I also tested the trigger coil for resistance on our two motors, both about 190 ohms, so that does not appear to be the problem either.
Next is testing the capacitor charging coil for voltage... maybe I will get lucky and find the problem, but my friend is thinking the valves are messed up perhaps. So more on that later.
 

rdrider04

Cadet
Joined
Sep 19, 2013
Messages
6
So I did some further testing last week and found the capacitor charging cable under the flywheel was out of spec for ohms and volts. I build a DVA (Digital Voltage Adapter) to test the voltage when the motor is cranked. The new capacitor charging coil and a new elephant ear prop came in from eastmarine.com and I did the repair. I had to buy a bolt-type wheel puller (from Harbor Freight) to get the job done but it worked just fine with extra long 6mm bolts. Unfortunately the flywheel rotated or came out a little crooked so a magnet was clipped by the old charging coil a little.

One of the screws holding the capacitor charging coil was a real pia to get off too. The phillips screw head was rounding without any movement of the screw and I couldn't grab it with a vice grips and liquid mechanic oils didn't work, so I resorted to brute force banging the other side of the capacitor charging coil where I removed the other screw.

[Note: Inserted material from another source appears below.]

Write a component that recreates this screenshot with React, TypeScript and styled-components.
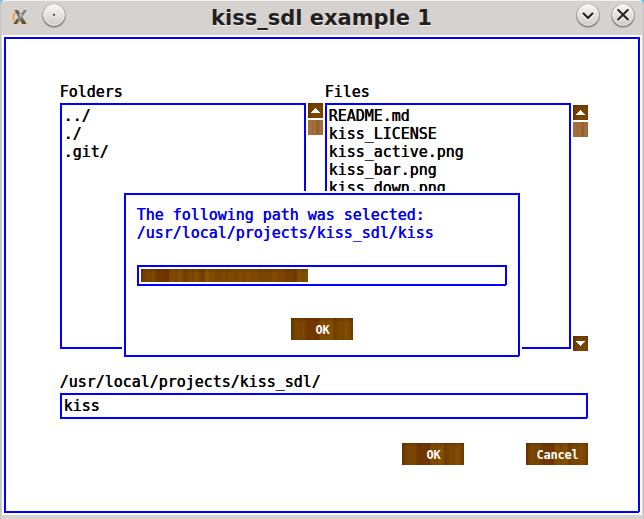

Unfortunately there is a collar on top of the screw post that goes around the bottom of the coil so that broke off but the screw turned finally.

I put it all back together and it started first pull. It now runs as well or better than it ever has. It will start cold choke in on the first pull and idle around 400rpm without dying.
I look forward to checking revs with the flatter elephant ear prop and might have it turned down a little too. We will see.